There are local and foreign trained economists that have been crying themselves hoarse trying to convey the same message President Trump got elected on in United States, simply put: Buy Africa! If nationalism is good for the most capitalistic country in the world, it cannot be that bad for African countries. Of course, markets are rigged as regulators imposed over $204B fines.

African economists with colo-mentality insist on free-floating currency and liberalized market as the only way to move our economy forward because it attracts foreign investments. We do not argue against foreign investment. We actually want foreign investment, what we guide against are predatory investors that have no interest in long term infrastructure but temporarily park foreign pension funds and edge funds in stock market that has never added value to economy.

Oh yes they have criticized China too but how effective are they in shaping China’s policy? You should watch how Nigerians almost turn to fist fight on the streets about devaluation and how industries that use water and sugar to make beverages blackmailed Government on why they could not continue production and must lay off workers because they could not import their “materials” and machineries (that can be made locally) from abroad!

We are talking about manufacturers that have been in these countries for almost a century but still importing “ingredients” and workers into Africa when most of what are needed are right in front of their noses locally. Even local bread makers grumbled about cassava in bread. After wheat bread content has been reduced, prices still went up so that they can import even more wheat to satisfy the taste of the consumer that do not like their local cassava in bread!

The way your feeders control you is to change your taste from local food that you grow to their food that you have to import or that they command you to grow. African addiction to foreign food is not by accident; it is by plan and design. When they train our taste buds, they can leave us and we will train our children’s taste buds. The initially trainers of our taste buds do not have to be there. We perpetuate and transfer foreign taste and preferences to the next generation.

Unfortunately, one generation refused to learn from the mistakes of the previous generation. Many of us remember “Structural Adjustment” and how it impoverished our middleclass professionals including our teachers and professors that never had the opportunity to build their own houses or buy another foreign made car since we never had local car production. Even if we had local production in anything, it has never been cheaper than foreign made.
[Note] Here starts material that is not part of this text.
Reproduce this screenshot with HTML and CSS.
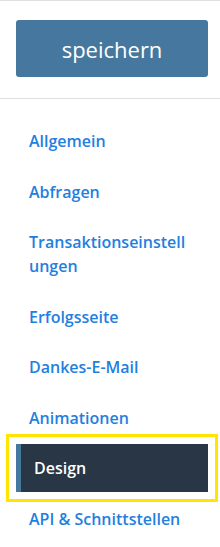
FILE: index.html
```html
<!DOCTYPE html>
<html lang="de">
<head>
    <meta charset="UTF-8">
    <meta name="viewport" content="width=device-width, initial-scale=1.0">
    <title>Einstellungen</title>
    <link rel="stylesheet" href="styles.css">
</head>
<body>
    <div class="sidebar">
        <div class="save-box">
            <button class="save-btn" type="button">speichern</button>
        </div>
        <ul class="menu">
            <li><a href="#">Allgemein</a></li>
            <li><a href="#">Abfragen</a></li>
            <li><a href="#">Transaktionseinstellungen</a></li>
            <li><a href="#">Erfolgsseite</a></li>
            <li><a href="#">Dankes-E-Mail</a></li>
            <li><a href="#">Animationen</a></li>
            <li class="active"><a href="#">Design</a></li>
            <li><a href="#">API &amp; Schnittstellen</a></li>
        </ul>
    </div>
</body>
</html>
```

FILE: styles.css
```css
body {
    font-family: "Open Sans", "Liberation Sans", sans-serif;
    margin: 0;
    padding: 0;
    background-color: white;
}

.sidebar {
    width: 220px;
    border-top: 1px solid #e0e0e0;
}

.save-box {
    padding: 19px 12px 21px 16px;
    border-bottom: 1px solid #dedede;
}

.save-btn {
    display: block;
    width: 192px;
    height: 57px;
    padding: 0;
    font-family: inherit;
    font-size: 22px;
    color: white;
    background-color: #46789f;
    border: none;
    border-radius: 3px;
    cursor: pointer;
}

.menu {
    list-style: none;
    margin: 0;
    padding: 18px 12px 0 16px;
}

.menu li {
    margin-bottom: 2.5px;
}

.menu a {
    display: block;
    padding: 12px 13px;
    font-size: 16px;
    font-weight: 600;
    line-height: 24px;
    color: #1f80e0;
    text-decoration: none;
    word-break: break-all;
}

.menu .active a {
    padding-left: 13px;
    color: white;
    background-color: #293645;
    border-left: 5px solid #46789f;
    outline: 3px solid #ffe500;
    outline-offset: 7px;
}
```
IMF and World Bank admitted at the International Conference in Ghana that implementation of it was wrong. Yet they come back with the same principle of devaluation of our currencies to get us into Promised Land of economic sufficiency. When these economists, supported by local cronies keep on selling us dummy principles and we keep on buying their brands, we cannot keep on blaming them. The fault is ours. The awareness today for frivolous consumption is higher than it used to be but we still need to turn it into action in terms of local production.

The idea that we can sell enough raw materials to buy back finished products of the same raw material is incomprehensible if not stupid on its face. Yet this is what Africans have been encouraged to do and known to do for centuries. When we talk about toothpicks and pencils importation, it looks like trying to trivialize issues to justify out prejudice against foreign goods that are locally available. But it point to a deep-rooted bias against home production. We must learn how to appreciate Ijebu- and Okrika-made goods.

Sometimes we want to believe that one has to be on drugs to be so induced. If you think opium was foreign gadgets like mirrors to our grandfathers, Bread and Wine of Jesus or the favorite food of Muhammad is Sunnah: these are spells on which Africans are mesmerized, you may be right. No wonder Okonkwo (of Things Fall Apart) took his horn to Church to receive wine!